Мотал головою в компрессе: салфетку ему подвязали под бороду, перевязав на затылке ушастыми кончиками; пустобродом слонялся в ветшаном халате, с прижатой, подвязанной, вздернутой снизу наверх бородою, — с рукой, перевязанной: белой култышкой, висящей на вязи; казалось, что был он безруким: свободной рукою ерошил все голову, дергая длинные уши салфетки; и жвакал губами; поглядывал носом двудырчатым; пальцы, дергунчики, выбарабанивали дурандинники: и — пересиживал ногу (мурашки бежали).
Казался же зайцем.
Ночами не спал, а сидел, наблюдая, как день сменит ночь; а спиральное время его уводило из тьмы; сквозь гардины являлись светины; бывало: гардина из черной прометится карей; и книжные полки прометятся карими: в сине-сереющем; крап на обоях, себя догоняющий человечек, прометится: все человечки прометятся.
Вскакивал.
Старым таким двоерогом, в ветшаном халате, высовывался бочковато и грохотко он, — со зрачками вразбродь и с одною рукою взразбежку (другая повисла на белой салфеточке кутышем белым); измеривал он коридорик, гостиную, там занимаяся счетом бесчисленных ягод, пятнивших обои; и жвакал губами над ягодами; и вылинялыми гла-зами томился; потом возвращался к себе, чтоб вковеркать крахмалы и вкомкать белье в свой комодик; иль вклинивать и томик от Ланга свою разрезалку:
«Ффр-ффр»… — перелистывал он; ногтем делал отчертки.
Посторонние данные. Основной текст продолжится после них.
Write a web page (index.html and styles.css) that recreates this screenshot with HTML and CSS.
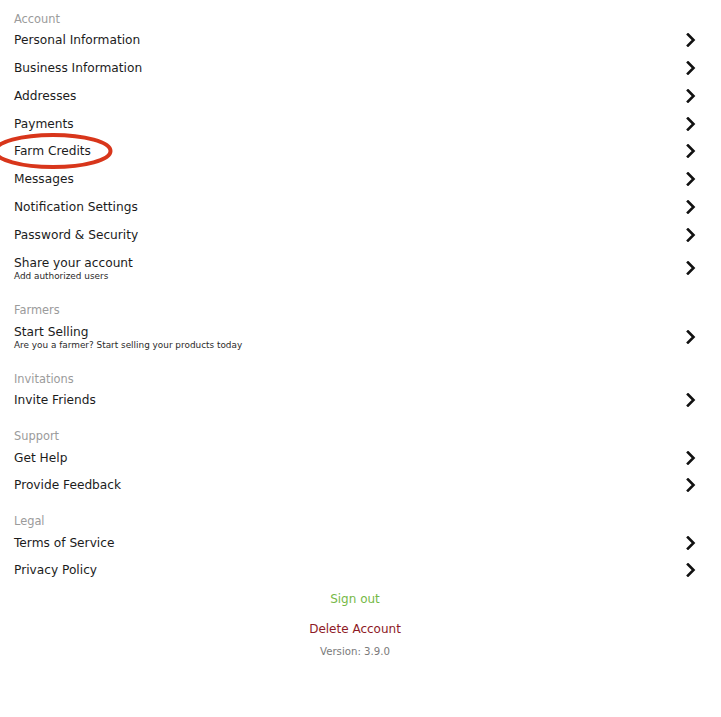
FILE: index.html
```html
<!DOCTYPE html>
<html>
<head>
<meta charset="utf-8">
<link rel="stylesheet" href="styles.css">
</head>
<body>
<div class="page">
  <section class="group">
    <div class="label">Account</div>
    <div class="row"><div class="text"><div class="title">Personal Information</div></div><svg class="chev" viewBox="0 0 10 14"><path d="M2 1.5 L7.5 7 L2 12.5"/></svg></div>
    <div class="row"><div class="text"><div class="title">Business Information</div></div><svg class="chev" viewBox="0 0 10 14"><path d="M2 1.5 L7.5 7 L2 12.5"/></svg></div>
    <div class="row"><div class="text"><div class="title">Addresses</div></div><svg class="chev" viewBox="0 0 10 14"><path d="M2 1.5 L7.5 7 L2 12.5"/></svg></div>
    <div class="row"><div class="text"><div class="title">Payments</div></div><svg class="chev" viewBox="0 0 10 14"><path d="M2 1.5 L7.5 7 L2 12.5"/></svg></div>
    <div class="row marked"><div class="text"><div class="title">Farm Credits</div></div><svg class="chev" viewBox="0 0 10 14"><path d="M2 1.5 L7.5 7 L2 12.5"/></svg>
      <svg class="ring" viewBox="0 0 124 40"><ellipse cx="62" cy="20" rx="57.5" ry="16" /></svg>
    </div>
    <div class="row"><div class="text"><div class="title">Messages</div></div><svg class="chev" viewBox="0 0 10 14"><path d="M2 1.5 L7.5 7 L2 12.5"/></svg></div>
    <div class="row"><div class="text"><div class="title">Notification Settings</div></div><svg class="chev" viewBox="0 0 10 14"><path d="M2 1.5 L7.5 7 L2 12.5"/></svg></div>
    <div class="row"><div class="text"><div class="title">Password &amp; Security</div></div><svg class="chev" viewBox="0 0 10 14"><path d="M2 1.5 L7.5 7 L2 12.5"/></svg></div>
    <div class="row tall"><div class="text"><div class="title">Share your account</div><div class="sub">Add authorized users</div></div><svg class="chev" viewBox="0 0 10 14"><path d="M2 1.5 L7.5 7 L2 12.5"/></svg></div>
  </section>
  <section class="group">
    <div class="label">Farmers</div>
    <div class="row tall"><div class="text"><div class="title">Start Selling</div><div class="sub">Are you a farmer? Start selling your products today</div></div><svg class="chev" viewBox="0 0 10 14"><path d="M2 1.5 L7.5 7 L2 12.5"/></svg></div>
  </section>
  <section class="group">
    <div class="label">Invitations</div>
    <div class="row"><div class="text"><div class="title">Invite Friends</div></div><svg class="chev" viewBox="0 0 10 14"><path d="M2 1.5 L7.5 7 L2 12.5"/></svg></div>
  </section>
  <section class="group">
    <div class="label">Support</div>
    <div class="row"><div class="text"><div class="title">Get Help</div></div><svg class="chev" viewBox="0 0 10 14"><path d="M2 1.5 L7.5 7 L2 12.5"/></svg></div>
    <div class="row"><div class="text"><div class="title">Provide Feedback</div></div><svg class="chev" viewBox="0 0 10 14"><path d="M2 1.5 L7.5 7 L2 12.5"/></svg></div>
  </section>
  <section class="group">
    <div class="label">Legal</div>
    <div class="row"><div class="text"><div class="title">Terms of Service</div></div><svg class="chev" viewBox="0 0 10 14"><path d="M2 1.5 L7.5 7 L2 12.5"/></svg></div>
    <div class="row"><div class="text"><div class="title">Privacy Policy</div></div><svg class="chev" viewBox="0 0 10 14"><path d="M2 1.5 L7.5 7 L2 12.5"/></svg></div>
  </section>
  <footer class="foot">
    <div class="signout">Sign out</div>
    <div class="delete">Delete Account</div>
    <div class="version">Version: 3.9.0</div>
  </footer>
</div>
</body>
</html>
```
FILE: styles.css
```css
html, body {
  margin: 0;
  padding: 0;
  background: #ffffff;
}
body {
  font-family: "DejaVu Sans", "Open Sans", sans-serif;
  color: #1c1c1c;
  width: 721px;
  height: 717px;
  overflow: hidden;
}
.page {
  padding: 11px 25px 0 14px;
  display: flex;
  flex-direction: column;
  gap: 13.5px;
}
.group {
  display: flex;
  flex-direction: column;
}
.label {
  font-size: 11.4px;
  line-height: 16px;
  color: #9b9b9b;
}
.row {
  position: relative;
  display: flex;
  align-items: center;
  justify-content: space-between;
  height: 27.75px;
}
.row.tall {
  height: 39.5px;
}
.text {
  display: flex;
  flex-direction: column;
}
.title {
  font-size: 12.2px;
  line-height: 15px;
}
.sub {
  font-size: 8.9px;
  line-height: 12px;
  color: #2a2a2a;
  margin-top: -1px;
}
.chev {
  width: 10px;
  height: 14px;
  flex: none;
  margin-top: -1px;
}
.chev path {
  fill: none;
  stroke: #111111;
  stroke-width: 2.6;
  stroke-linecap: square;
  stroke-linejoin: miter;
}
.ring {
  position: absolute;
  left: -23px;
  top: -7px;
  width: 124px;
  height: 40px;
  overflow: visible;
}
.ring ellipse {
  fill: none;
  stroke: #d8361b;
  stroke-width: 4;
}
.foot {
  display: flex;
  flex-direction: column;
  align-items: center;
  margin-top: -7px;
}
.signout {
  font-size: 12px;
  line-height: 16px;
  color: #76b947;
}
.delete {
  font-size: 12px;
  line-height: 16px;
  color: #8e1a26;
  margin-top: 14px;
}
.version {
  font-size: 10.2px;
  line-height: 14px;
  color: #7a7a7a;
  margin-top: 8px;
}
```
Клопишку поймал; очень много гонялся за молями; раз он заметил, что волос отрос, так что ярко-коричневый цвет от щеки отделился: каемкою белой; одною рукою подкрасил он волосы; и — неудачно.
Разгуливал с крашеной рожей, — какой-то собачьей.
6
За время болезни профессор, по правде сказать, надоел: Василисе Сергевне, Дарьюшке, даже себе самому: он ко всем приставал, всюду дрягал свободной рукою; то слышалось здесь задвигание и выдвигание ящиков, то раздавалось — оттуда: понятно, зачем он копался в столе у себя; не понятно, зачем он таскался в буфет и звонился посудою там, любопытно разглядывал все, что ни видел в квартире, все трогал, ощупывал, точно мальчишка.